Why these settings align with Yōtei’s design
Sucker Punch built Yōtei to support both filmic immersion and clear, mechanical readability. The camera presets and lock‑on being opt‑in reflect a combat model that flows freely by default; you add stickiness only when it serves precision (duels, boss tells). The accessibility suite’s Offscreen Detection and Wind options exist so you can keep the HUD minimal while still catching crucial hidden information—exactly what stealth play needs. And the new cinematic modes are deliberately optional because, as the developers acknowledge, they can conflict with moment‑to‑moment clarity in certain scenarios—so you curate them by context.

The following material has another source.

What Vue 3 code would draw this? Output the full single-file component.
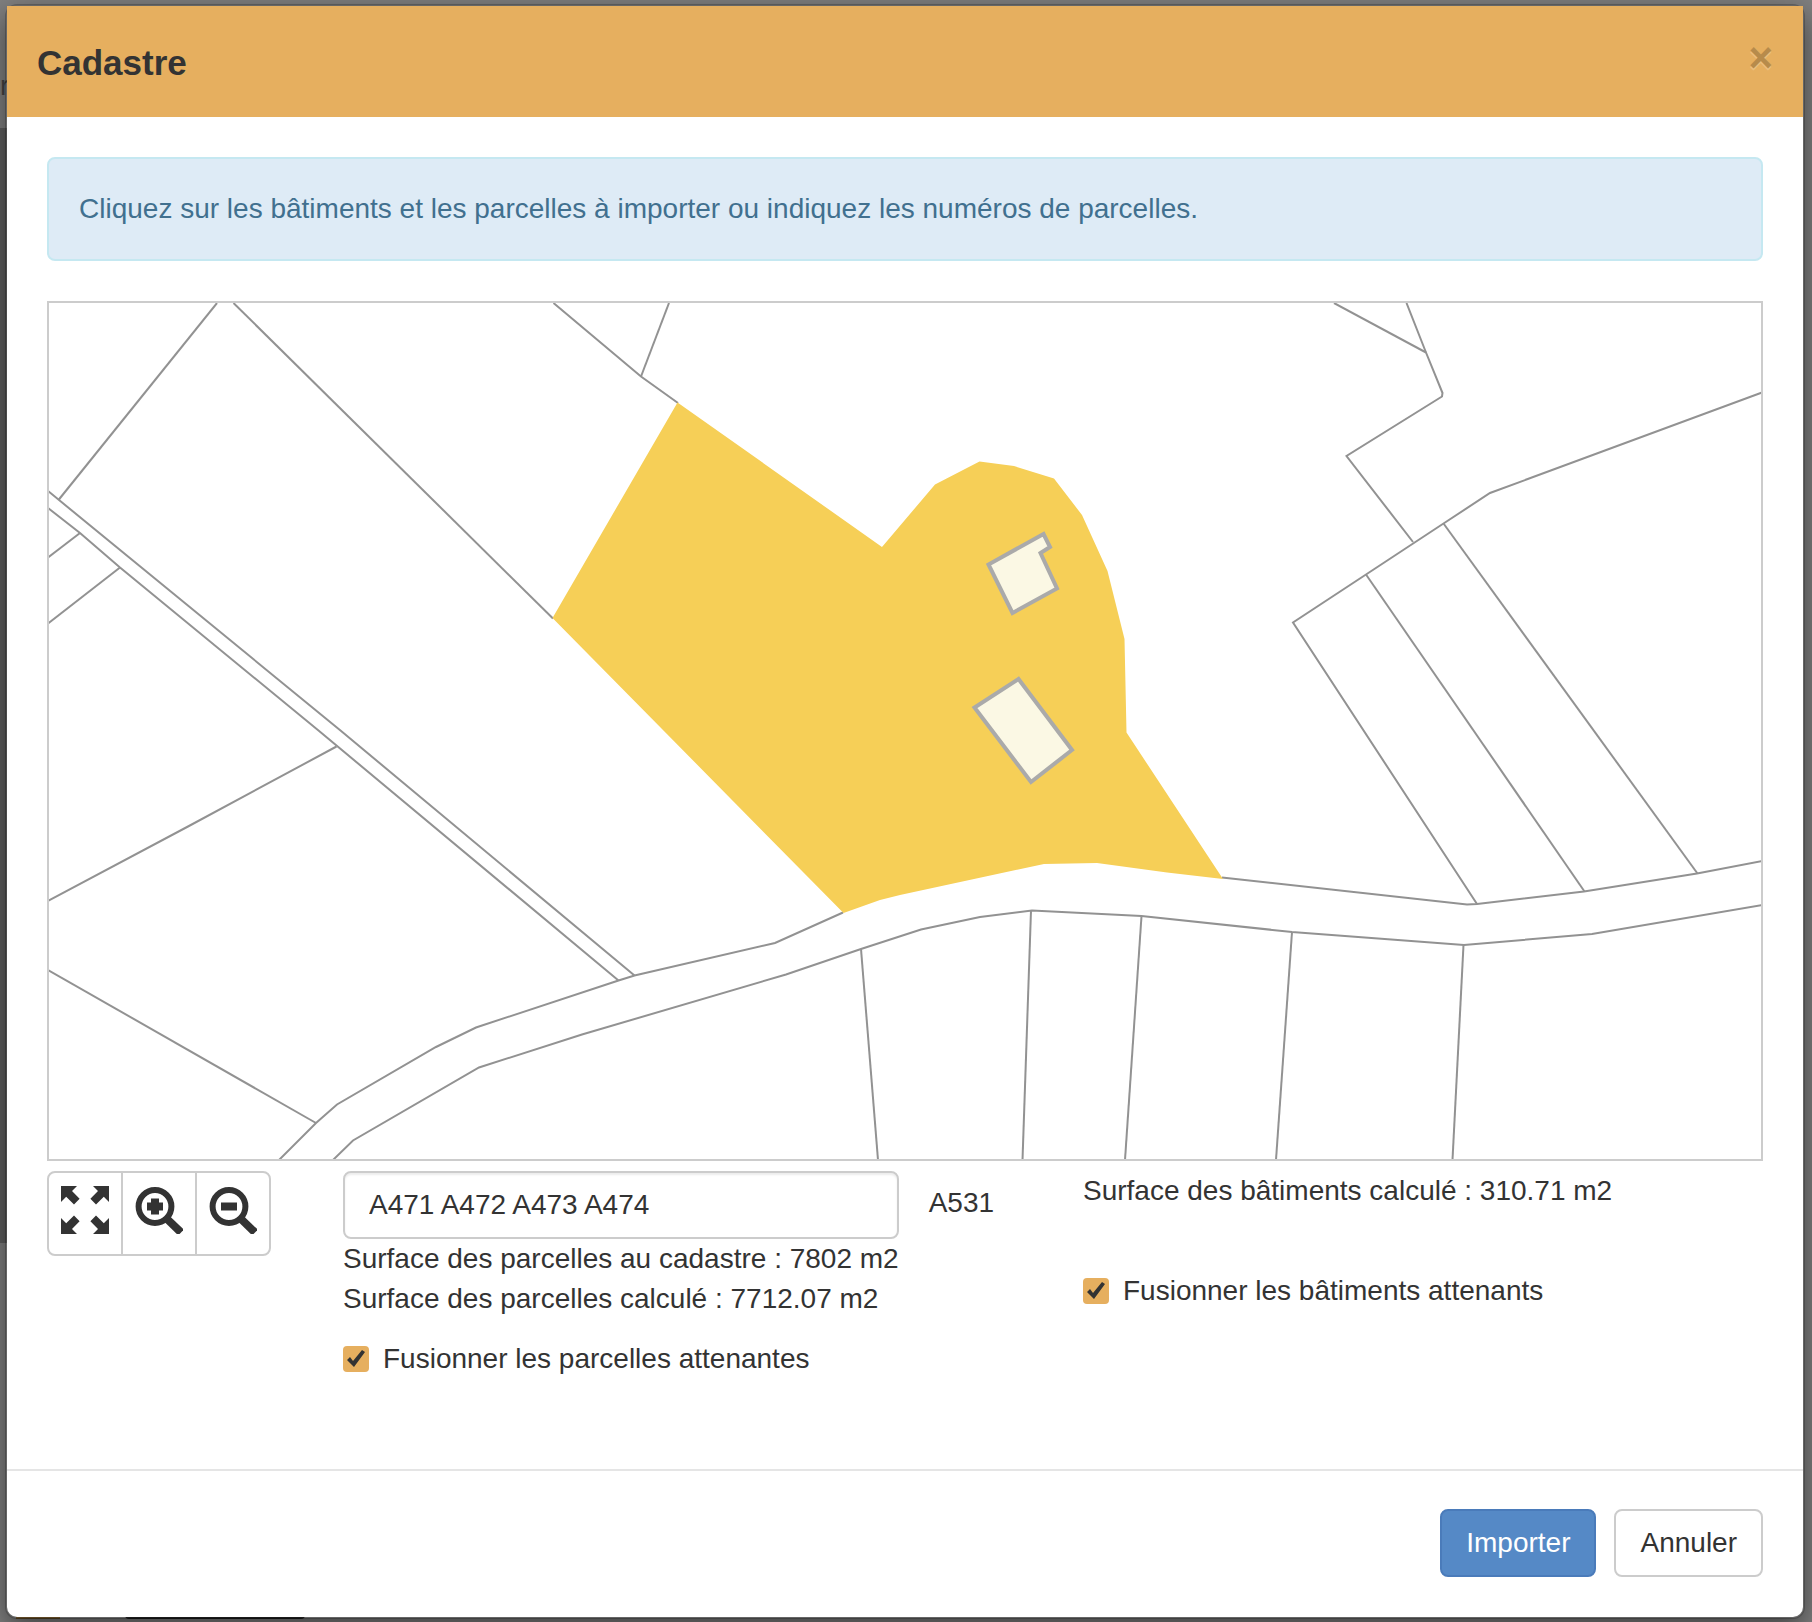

Suggested starter settings (copy/paste checklist)
Duels
- Camera: Fast / Wobble 0–20
- Target Lock: Enabled (toggle on)
- Motion Blur: Off
- HUD: Expert (later), Enemy meters Off, Projectile Indicator Off
- Cinematic Mode: Miike (optional)
Stealth
- Camera: Default / Wobble 0–10
- Target Lock: Disabled
- Motion Blur: Off
- HUD/Accessibility: Offscreen Detection Minimal, Projectile Indicator On, Enhanced Wind Visibility On, Wind Gust Camera On
- Cinematic Mode: Standard color (avoid B&W)
3 alternate profiles (if you want to experiment)
- Hybrid Duelist: Camera Default, Wobble 10–15, Lock‑On Enabled, HUD Standard, Blur Off. A touch more cinematic sway with enough stability to read feints.
- Tracker Ghost: Camera Default, Wobble 0–5, Offscreen Detection Default with HUD indicators for max awareness in dense outposts, Projectile Indicator On.
- Cine‑Fencer: Miike mode for boutique duels, Wobble 20–30 for feel, Lock‑On Enabled, Blur Off (retain clarity), HUD Expert. Be ready to reposition often due to the pushed‑in view.
Final thought
Practice a dozen parries and you’ll feel the difference these tweaks make. The camera becomes a sparring partner, not a fight, and the HUD turns into a whisper—only telling you what you need when you need it.